- _YOUR INSTRUCTIONS_: Give the listing again character for character, but drop the images.

- _DATA PROVIDED_:
-.-.-
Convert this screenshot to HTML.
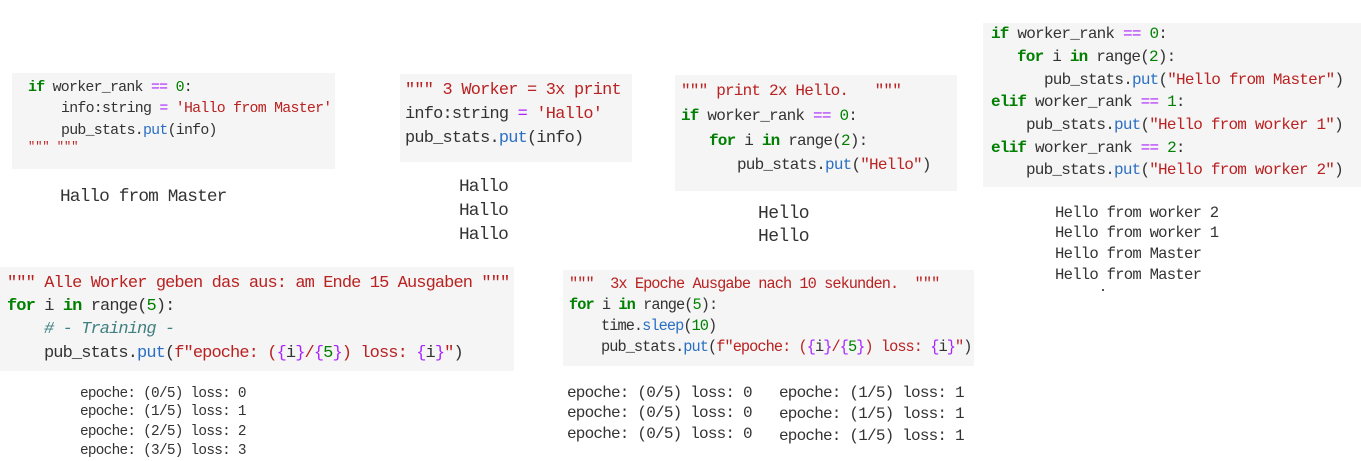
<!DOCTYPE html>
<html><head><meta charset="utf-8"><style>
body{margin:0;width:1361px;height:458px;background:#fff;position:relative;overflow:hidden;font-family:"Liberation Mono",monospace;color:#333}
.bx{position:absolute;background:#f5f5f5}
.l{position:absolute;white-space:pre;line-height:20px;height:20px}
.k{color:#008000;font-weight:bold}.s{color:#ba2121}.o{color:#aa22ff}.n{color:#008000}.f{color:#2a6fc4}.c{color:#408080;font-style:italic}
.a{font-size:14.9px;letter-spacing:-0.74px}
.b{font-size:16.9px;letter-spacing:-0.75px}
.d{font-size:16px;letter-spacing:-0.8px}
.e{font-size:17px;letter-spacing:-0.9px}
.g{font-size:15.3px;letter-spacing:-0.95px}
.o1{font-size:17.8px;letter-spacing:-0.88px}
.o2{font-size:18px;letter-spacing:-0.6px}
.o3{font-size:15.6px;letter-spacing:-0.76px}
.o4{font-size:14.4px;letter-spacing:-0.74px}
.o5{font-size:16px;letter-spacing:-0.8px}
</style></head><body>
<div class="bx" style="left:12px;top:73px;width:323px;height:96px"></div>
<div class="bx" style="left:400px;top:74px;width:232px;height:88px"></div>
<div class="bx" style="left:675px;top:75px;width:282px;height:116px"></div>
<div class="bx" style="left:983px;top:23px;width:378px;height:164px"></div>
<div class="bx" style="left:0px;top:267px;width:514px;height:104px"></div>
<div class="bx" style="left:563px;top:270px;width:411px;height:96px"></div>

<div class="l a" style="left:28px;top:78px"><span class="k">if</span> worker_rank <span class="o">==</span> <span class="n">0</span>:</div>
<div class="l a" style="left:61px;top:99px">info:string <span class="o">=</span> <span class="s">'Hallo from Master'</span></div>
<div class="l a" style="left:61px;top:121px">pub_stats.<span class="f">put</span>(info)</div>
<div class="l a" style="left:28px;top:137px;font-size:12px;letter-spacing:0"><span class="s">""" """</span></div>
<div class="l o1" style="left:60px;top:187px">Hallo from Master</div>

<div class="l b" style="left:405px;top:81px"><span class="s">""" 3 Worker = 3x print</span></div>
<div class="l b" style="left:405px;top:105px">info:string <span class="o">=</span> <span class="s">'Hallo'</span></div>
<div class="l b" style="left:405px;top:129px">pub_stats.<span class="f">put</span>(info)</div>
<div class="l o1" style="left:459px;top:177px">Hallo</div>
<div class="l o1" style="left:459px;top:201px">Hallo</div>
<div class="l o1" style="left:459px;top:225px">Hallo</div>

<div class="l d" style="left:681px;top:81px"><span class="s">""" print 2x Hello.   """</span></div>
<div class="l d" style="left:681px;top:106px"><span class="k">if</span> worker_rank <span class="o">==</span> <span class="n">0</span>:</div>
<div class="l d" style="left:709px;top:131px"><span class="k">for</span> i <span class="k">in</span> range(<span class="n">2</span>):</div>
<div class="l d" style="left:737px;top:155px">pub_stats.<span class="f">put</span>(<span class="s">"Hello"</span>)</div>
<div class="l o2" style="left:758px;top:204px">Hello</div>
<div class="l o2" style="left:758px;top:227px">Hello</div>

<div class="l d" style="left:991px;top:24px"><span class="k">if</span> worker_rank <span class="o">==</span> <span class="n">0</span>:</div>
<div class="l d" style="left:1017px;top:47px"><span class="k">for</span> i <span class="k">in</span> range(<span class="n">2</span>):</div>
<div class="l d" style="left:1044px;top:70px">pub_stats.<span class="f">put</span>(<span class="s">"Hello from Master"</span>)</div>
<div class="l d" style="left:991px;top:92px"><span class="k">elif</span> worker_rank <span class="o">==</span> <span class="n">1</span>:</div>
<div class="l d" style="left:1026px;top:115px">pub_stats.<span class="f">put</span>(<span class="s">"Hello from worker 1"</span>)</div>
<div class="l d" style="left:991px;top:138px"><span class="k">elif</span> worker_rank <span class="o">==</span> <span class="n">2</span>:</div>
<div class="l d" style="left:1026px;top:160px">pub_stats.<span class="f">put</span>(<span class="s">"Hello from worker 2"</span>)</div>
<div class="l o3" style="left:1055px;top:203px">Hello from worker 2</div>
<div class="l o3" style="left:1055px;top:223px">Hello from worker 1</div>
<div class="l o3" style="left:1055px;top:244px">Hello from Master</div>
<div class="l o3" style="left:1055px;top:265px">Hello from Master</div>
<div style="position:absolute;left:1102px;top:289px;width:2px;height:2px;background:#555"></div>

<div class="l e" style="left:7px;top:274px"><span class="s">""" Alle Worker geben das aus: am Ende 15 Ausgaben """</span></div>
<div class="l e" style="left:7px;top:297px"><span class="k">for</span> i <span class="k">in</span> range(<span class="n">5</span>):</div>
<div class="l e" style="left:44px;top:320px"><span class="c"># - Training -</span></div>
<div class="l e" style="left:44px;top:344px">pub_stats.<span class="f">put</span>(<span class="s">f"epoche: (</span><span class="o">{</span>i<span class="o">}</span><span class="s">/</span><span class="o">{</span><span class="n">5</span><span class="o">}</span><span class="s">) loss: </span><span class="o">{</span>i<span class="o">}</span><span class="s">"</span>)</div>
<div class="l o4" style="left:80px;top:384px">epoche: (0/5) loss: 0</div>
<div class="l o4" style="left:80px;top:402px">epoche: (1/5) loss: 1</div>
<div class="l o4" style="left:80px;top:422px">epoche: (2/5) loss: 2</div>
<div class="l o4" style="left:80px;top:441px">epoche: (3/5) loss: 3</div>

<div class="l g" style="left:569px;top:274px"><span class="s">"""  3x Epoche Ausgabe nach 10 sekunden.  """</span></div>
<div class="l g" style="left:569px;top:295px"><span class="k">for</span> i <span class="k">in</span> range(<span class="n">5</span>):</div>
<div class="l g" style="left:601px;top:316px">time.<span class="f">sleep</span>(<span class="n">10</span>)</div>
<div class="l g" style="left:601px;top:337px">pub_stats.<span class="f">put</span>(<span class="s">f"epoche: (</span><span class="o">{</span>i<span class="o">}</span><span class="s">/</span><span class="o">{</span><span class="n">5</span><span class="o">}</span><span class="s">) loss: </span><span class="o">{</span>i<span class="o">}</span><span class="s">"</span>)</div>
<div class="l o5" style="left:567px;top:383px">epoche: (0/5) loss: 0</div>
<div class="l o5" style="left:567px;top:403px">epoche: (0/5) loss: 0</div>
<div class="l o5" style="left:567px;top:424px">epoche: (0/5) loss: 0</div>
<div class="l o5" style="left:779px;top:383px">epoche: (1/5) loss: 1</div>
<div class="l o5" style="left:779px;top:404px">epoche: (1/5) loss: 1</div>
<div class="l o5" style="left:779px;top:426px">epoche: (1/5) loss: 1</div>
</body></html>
-.-.-
- _RESPONSE BELOW_:
Convert this screenshot to HTML.
<!DOCTYPE html>
<html><head><meta charset="utf-8"><style>
body{margin:0;width:1361px;height:458px;background:#fff;position:relative;overflow:hidden;font-family:"Liberation Mono",monospace;color:#333}
.bx{position:absolute;background:#f5f5f5}
.l{position:absolute;white-space:pre;line-height:20px;height:20px}
.k{color:#008000;font-weight:bold}.s{color:#ba2121}.o{color:#aa22ff}.n{color:#008000}.f{color:#2a6fc4}.c{color:#408080;font-style:italic}
.a{font-size:14.9px;letter-spacing:-0.74px}
.b{font-size:16.9px;letter-spacing:-0.75px}
.d{font-size:16px;letter-spacing:-0.8px}
.e{font-size:17px;letter-spacing:-0.9px}
.g{font-size:15.3px;letter-spacing:-0.95px}
.o1{font-size:17.8px;letter-spacing:-0.88px}
.o2{font-size:18px;letter-spacing:-0.6px}
.o3{font-size:15.6px;letter-spacing:-0.76px}
.o4{font-size:14.4px;letter-spacing:-0.74px}
.o5{font-size:16px;letter-spacing:-0.8px}
</style></head><body>
<div class="bx" style="left:12px;top:73px;width:323px;height:96px"></div>
<div class="bx" style="left:400px;top:74px;width:232px;height:88px"></div>
<div class="bx" style="left:675px;top:75px;width:282px;height:116px"></div>
<div class="bx" style="left:983px;top:23px;width:378px;height:164px"></div>
<div class="bx" style="left:0px;top:267px;width:514px;height:104px"></div>
<div class="bx" style="left:563px;top:270px;width:411px;height:96px"></div>

<div class="l a" style="left:28px;top:78px"><span class="k">if</span> worker_rank <span class="o">==</span> <span class="n">0</span>:</div>
<div class="l a" style="left:61px;top:99px">info:string <span class="o">=</span> <span class="s">'Hallo from Master'</span></div>
<div class="l a" style="left:61px;top:121px">pub_stats.<span class="f">put</span>(info)</div>
<div class="l a" style="left:28px;top:137px;font-size:12px;letter-spacing:0"><span class="s">""" """</span></div>
<div class="l o1" style="left:60px;top:187px">Hallo from Master</div>

<div class="l b" style="left:405px;top:81px"><span class="s">""" 3 Worker = 3x print</span></div>
<div class="l b" style="left:405px;top:105px">info:string <span class="o">=</span> <span class="s">'Hallo'</span></div>
<div class="l b" style="left:405px;top:129px">pub_stats.<span class="f">put</span>(info)</div>
<div class="l o1" style="left:459px;top:177px">Hallo</div>
<div class="l o1" style="left:459px;top:201px">Hallo</div>
<div class="l o1" style="left:459px;top:225px">Hallo</div>

<div class="l d" style="left:681px;top:81px"><span class="s">""" print 2x Hello.   """</span></div>
<div class="l d" style="left:681px;top:106px"><span class="k">if</span> worker_rank <span class="o">==</span> <span class="n">0</span>:</div>
<div class="l d" style="left:709px;top:131px"><span class="k">for</span> i <span class="k">in</span> range(<span class="n">2</span>):</div>
<div class="l d" style="left:737px;top:155px">pub_stats.<span class="f">put</span>(<span class="s">"Hello"</span>)</div>
<div class="l o2" style="left:758px;top:204px">Hello</div>
<div class="l o2" style="left:758px;top:227px">Hello</div>

<div class="l d" style="left:991px;top:24px"><span class="k">if</span> worker_rank <span class="o">==</span> <span class="n">0</span>:</div>
<div class="l d" style="left:1017px;top:47px"><span class="k">for</span> i <span class="k">in</span> range(<span class="n">2</span>):</div>
<div class="l d" style="left:1044px;top:70px">pub_stats.<span class="f">put</span>(<span class="s">"Hello from Master"</span>)</div>
<div class="l d" style="left:991px;top:92px"><span class="k">elif</span> worker_rank <span class="o">==</span> <span class="n">1</span>:</div>
<div class="l d" style="left:1026px;top:115px">pub_stats.<span class="f">put</span>(<span class="s">"Hello from worker 1"</span>)</div>
<div class="l d" style="left:991px;top:138px"><span class="k">elif</span> worker_rank <span class="o">==</span> <span class="n">2</span>:</div>
<div class="l d" style="left:1026px;top:160px">pub_stats.<span class="f">put</span>(<span class="s">"Hello from worker 2"</span>)</div>
<div class="l o3" style="left:1055px;top:203px">Hello from worker 2</div>
<div class="l o3" style="left:1055px;top:223px">Hello from worker 1</div>
<div class="l o3" style="left:1055px;top:244px">Hello from Master</div>
<div class="l o3" style="left:1055px;top:265px">Hello from Master</div>
<div style="position:absolute;left:1102px;top:289px;width:2px;height:2px;background:#555"></div>

<div class="l e" style="left:7px;top:274px"><span class="s">""" Alle Worker geben das aus: am Ende 15 Ausgaben """</span></div>
<div class="l e" style="left:7px;top:297px"><span class="k">for</span> i <span class="k">in</span> range(<span class="n">5</span>):</div>
<div class="l e" style="left:44px;top:320px"><span class="c"># - Training -</span></div>
<div class="l e" style="left:44px;top:344px">pub_stats.<span class="f">put</span>(<span class="s">f"epoche: (</span><span class="o">{</span>i<span class="o">}</span><span class="s">/</span><span class="o">{</span><span class="n">5</span><span class="o">}</span><span class="s">) loss: </span><span class="o">{</span>i<span class="o">}</span><span class="s">"</span>)</div>
<div class="l o4" style="left:80px;top:384px">epoche: (0/5) loss: 0</div>
<div class="l o4" style="left:80px;top:402px">epoche: (1/5) loss: 1</div>
<div class="l o4" style="left:80px;top:422px">epoche: (2/5) loss: 2</div>
<div class="l o4" style="left:80px;top:441px">epoche: (3/5) loss: 3</div>

<div class="l g" style="left:569px;top:274px"><span class="s">"""  3x Epoche Ausgabe nach 10 sekunden.  """</span></div>
<div class="l g" style="left:569px;top:295px"><span class="k">for</span> i <span class="k">in</span> range(<span class="n">5</span>):</div>
<div class="l g" style="left:601px;top:316px">time.<span class="f">sleep</span>(<span class="n">10</span>)</div>
<div class="l g" style="left:601px;top:337px">pub_stats.<span class="f">put</span>(<span class="s">f"epoche: (</span><span class="o">{</span>i<span class="o">}</span><span class="s">/</span><span class="o">{</span><span class="n">5</span><span class="o">}</span><span class="s">) loss: </span><span class="o">{</span>i<span class="o">}</span><span class="s">"</span>)</div>
<div class="l o5" style="left:567px;top:383px">epoche: (0/5) loss: 0</div>
<div class="l o5" style="left:567px;top:403px">epoche: (0/5) loss: 0</div>
<div class="l o5" style="left:567px;top:424px">epoche: (0/5) loss: 0</div>
<div class="l o5" style="left:779px;top:383px">epoche: (1/5) loss: 1</div>
<div class="l o5" style="left:779px;top:404px">epoche: (1/5) loss: 1</div>
<div class="l o5" style="left:779px;top:426px">epoche: (1/5) loss: 1</div>
</body></html>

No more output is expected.